Safe storage means that buoyant carbon dioxide (CO2) and associated gases, collectively referred to as gaseous emissions (GE) injected into a fluid filled subterranean formation will not leak upwards, over the long term, to either the potable ground water (usually near the surface) or to the atmosphere.
Efficient storage generally involves supercritical phase GE injection that utilizes as much of the permitted pore space as possible within the vertical thickness of the deep fluid filled formation. The US National Energy Technology Laboratory (NETL) defines safe and efficient storage as having 99% permanence and 30% efficiency. Permits for storage will, in most jurisdictions, be granted for a defined geographical area and allowed only in porous intervals that are deemed to be deep enough for both safe and efficient storage. A commonly quoted depth for CO2 to be in supercritical phase is greater than 800 meters below surface. At this depth, or greater, the in situ fluid is usually a high salinity brine so the literature often refers to target storage reservoirs as “deep saline formations”. There will likely be multiple stakeholders involved in the leasing and permit process and multiple storage areas may be permitted within a given deep fluid filled formation. It is therefore in the interest of all parties to confine the injection plume to as small an area as possible and to operate the injection site at a safe pressure in the subsurface.
Current carbon dioxide disposal systems into deep fluid filled formations will either increase pressure in the low compressibility fluid filled formation and/or displace fluid(s) outside the vicinity of the injection well(s) and possibly outside of the permitted area. In addition, the density of the injected gases (including supercritical phase carbon dioxide) is less than the in-situ fluid (“dense fluid”) resulting in buoyant gas override and possible upward leakage over time through overlying primary caprocks and possibly other confining strata.
Risks of injection operations to be mitigated include: cap rock fracturing (when subjected to high injection pressures), cap rock leaching by the slightly acidic injected gas—dense fluid mixture and/or excursion of the mixed fluids within the storage reservoir outside the permit area and/or into overlying confining strata, potable water aquifers, the oceans or the atmosphere.

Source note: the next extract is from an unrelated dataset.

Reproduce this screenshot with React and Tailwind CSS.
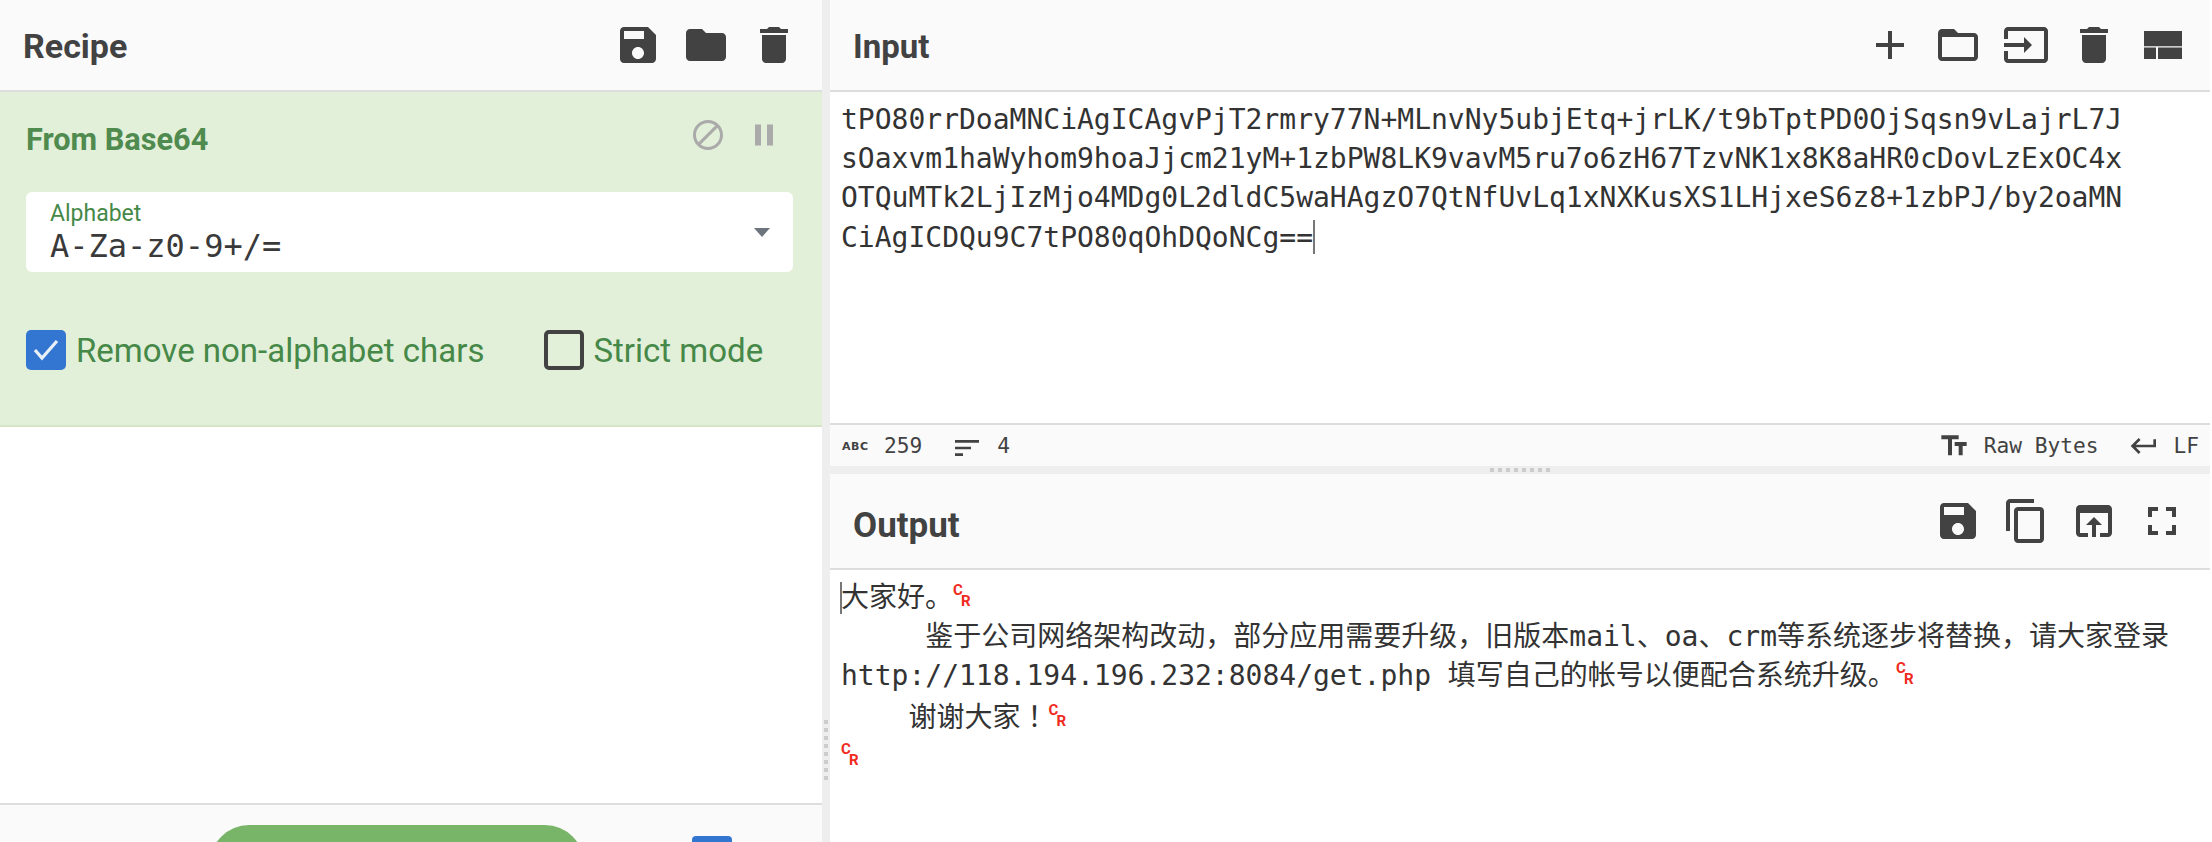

Small scale (about 1 Mega tonne/year of CO2) demonstration projects to date have assumed that an injection storage solution will be able to accommodate the necessary volumes of injected CO2 when done in high-capacity fluid filled formations. An implicit assumption in models of these demonstration projects done to date is that the in-situ fluid will be displaceable away from the injection site when injection is done at a larger scale (˜100 Mega tonne/year of CO2). Example projects with one or two wells utilizing injection-only fluid displacement technology include Sleipner and Snohvit in the Norwegian North Sea, In Salah in Algeria, Ketzin in Germany and LaBarge in the USA. The Sleipner plume has been imaged utilizing repeat seismic surveys that show both upward migration of the plume from the horizontal well to the caprock and spreading away from the point of injection. Models have also been constructed for the above examples to gain better understanding of the impact of plume buoyancy causing both upward movement to the base of the caprock and lateral migration away from the injection well.
What is needed are new approaches to sequestering large volumes of gaseous emissions (GE) in subsurface reservoirs, for long periods of time, while mitigating the risk of over pressuring and possible plume seepage to the surface or into adjacent formations that may contain valuable or fragile natural resources.
Some material relevant to the problem of CO2 storage in deep saline aquifers includes: WILKINSON, S, et al., (2009) “Subsurface design considerations for carbon dioxide storage”, GHGT-9, Energy Procedia I, 3047-3054; and accompanying presentation materials of November 2008; NORDBOTTEN, C., et al., (2005) “Injection and Storage of CO2 in Deep Saline Aquifers: Analytical Solution for CO2 plume evolution During Injection” Transp. Porous Med. 58:339-360.; STAUFFER, P.H., et al., (2008): “Combining geologic data and numerical modeling to improve estimates of the CO2 sequestration potential of the Rock Springs Uplift, Wyo.”, GHGT-9, Washington D.C., November 2008, Energy Procedia 00 (2008) 000-000; KUUSKRAA, V. A., et al., (2009) “Using reservoir architecture to maximize CO2 storage capacity”, GHGT-9, Energy Procedia 1 3063-3070; and accompanying presentation materials of November 2008.; LEONENKO, Y., et al., (2008) “Reservoir Engineering to accelerate the dissolution of CO2 stored in aquifers”, Environ. Sci. Technol 42, pp.2742-2747.